Everyone saw this coming

Nikole Hannah-Jones, the New York Times writer who authored the controversial "1619 Project," is arguing that the time is now for America to pay "what is owed" to black Americans for its years of economic profiteering off racism.

What are the details?

The Pulitzer Prize-winning journalist wrote in an essay published by New York Times Magazine on Wednesday that "if black lives are to truly matter in America" then the country must confront its "sins" by doing what it is "just" — that is, by paying up.

"It is time for this country to pay its debt," Hannah-Jones wrote. "It is time for reparations.

"Financial restitution cannot end racism, of course, but it can certainly mitigate racism's most devastating effects," she added.

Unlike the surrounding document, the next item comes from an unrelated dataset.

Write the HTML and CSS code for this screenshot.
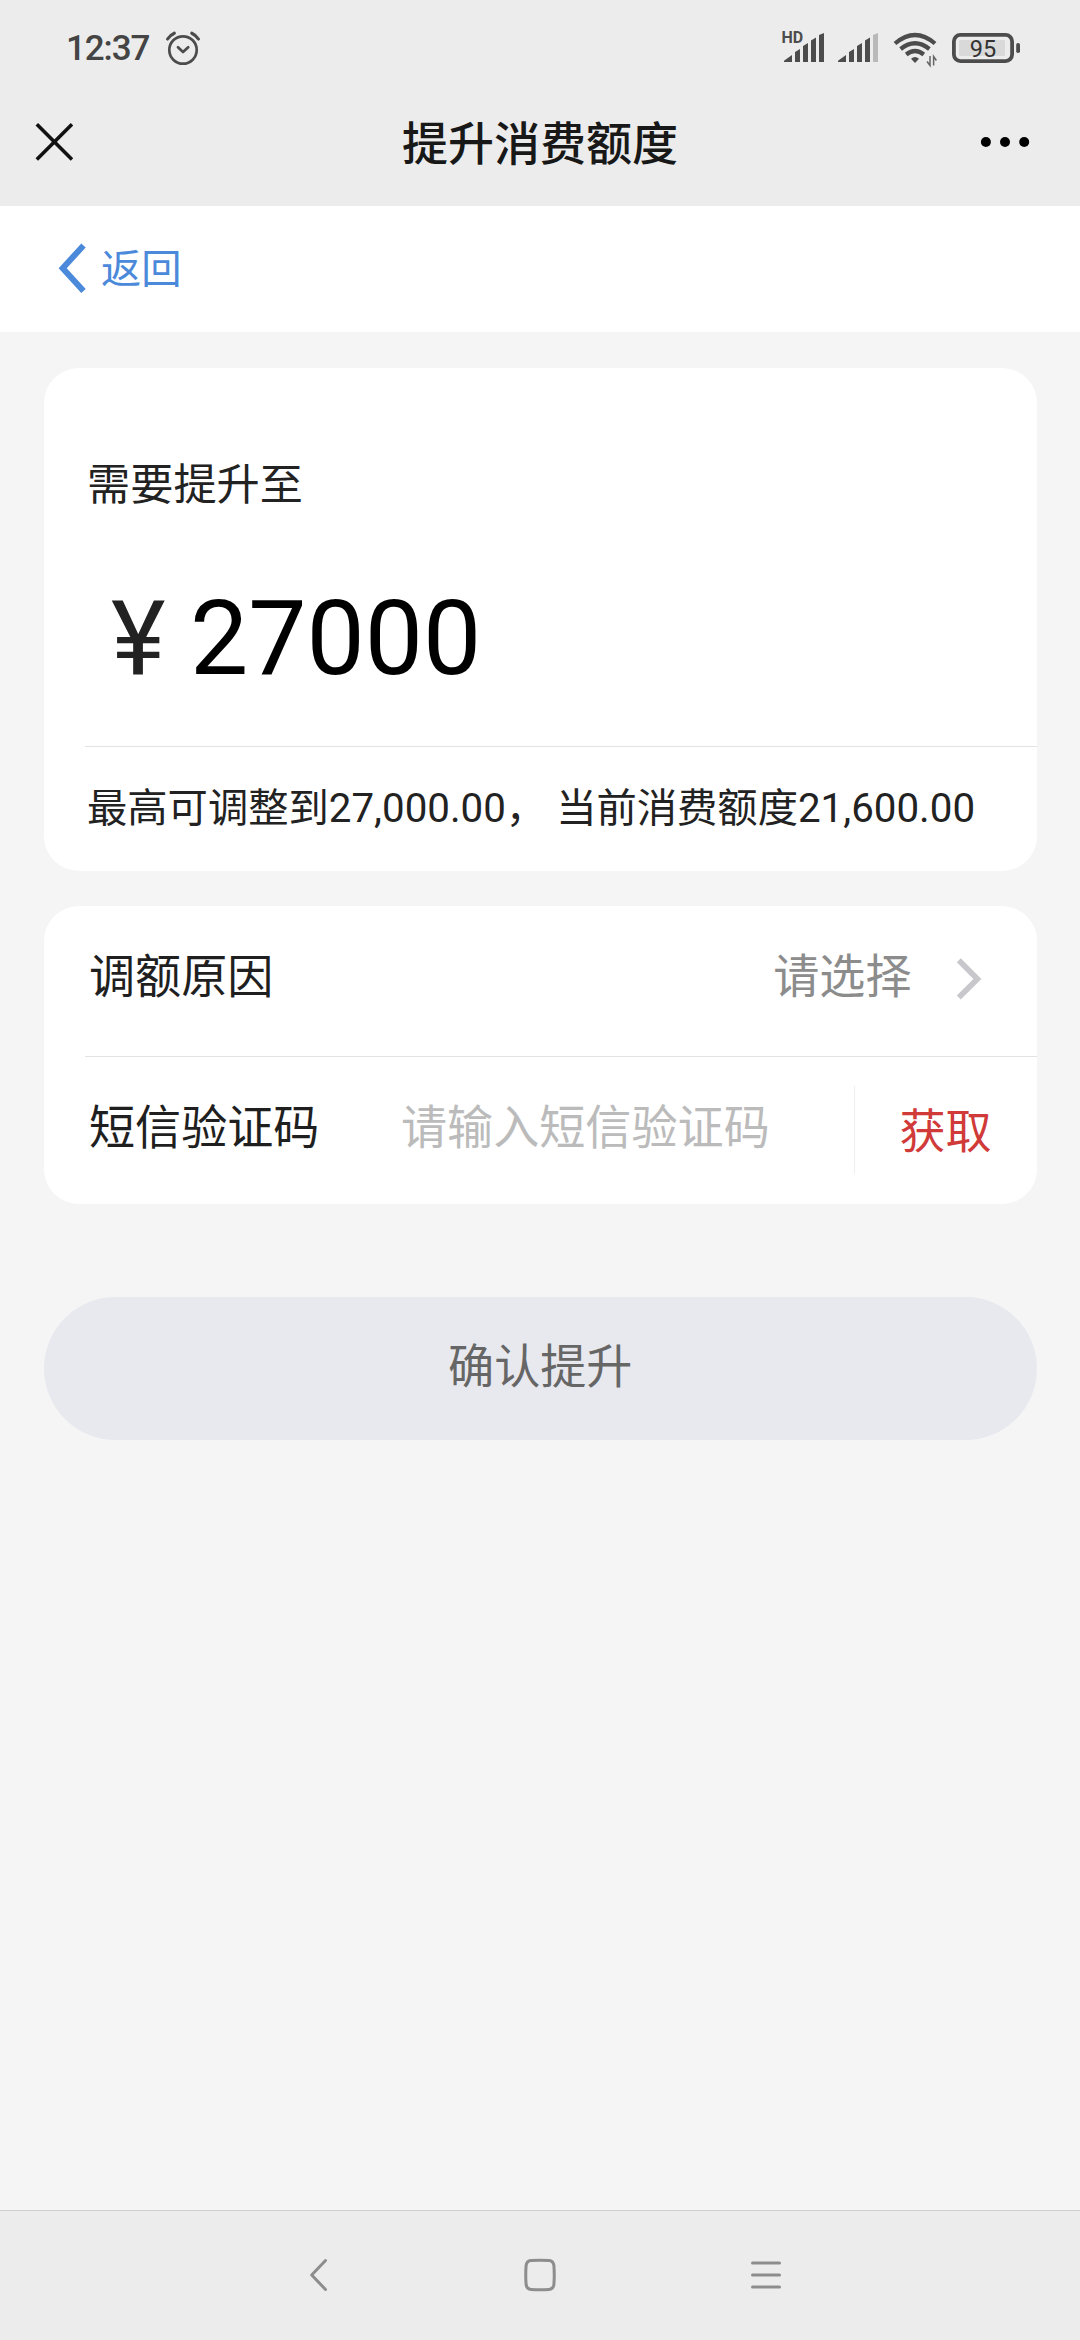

Hannah-Jones recently drew fire after claiming that the destruction of property taking place across the county in the aftermath of George Floyd's death in Minneapolis was "not violence."

In the essay, in which she referred to police as "the oldest and most terrifying tool in the white-supremacist arsenal," Hannah-Jones credited the Black Lives Matter movement in America for moving the needle on the issue of race to the point where it presently stands.

Which is — following the videotaped killing of George Floyd — "widespread acceptance of the most obvious action we could take toward equality ... reforms and laws that ensure that black people cannot be killed by armed agents of the state without consequence."

"But," she argued, "on its own, this cannot bring justice to America."

To do that, the nation must get to the root of the matter, which, according to her, is the "lack of wealth that has been a defining feature of black life since the end of slavery."

Anything else?

Critics of Black Lives Matter and its related coalitions have long denounced the organization (not the ontological statement, "black lives matter") for its promotion of financial restitution, among other things.

In a petition following George Floyd's death, Black Lives Matter formally called for the "national defunding of police" as well as "investment in [black] communities and the resources to ensure Black people not only survive, but thrive" — itself a form of economic socialism.

In 2016, a coalition affiliated with BLM, called The Movement for Black Lives, formally called for "slavery reparations" in its first policy platform release.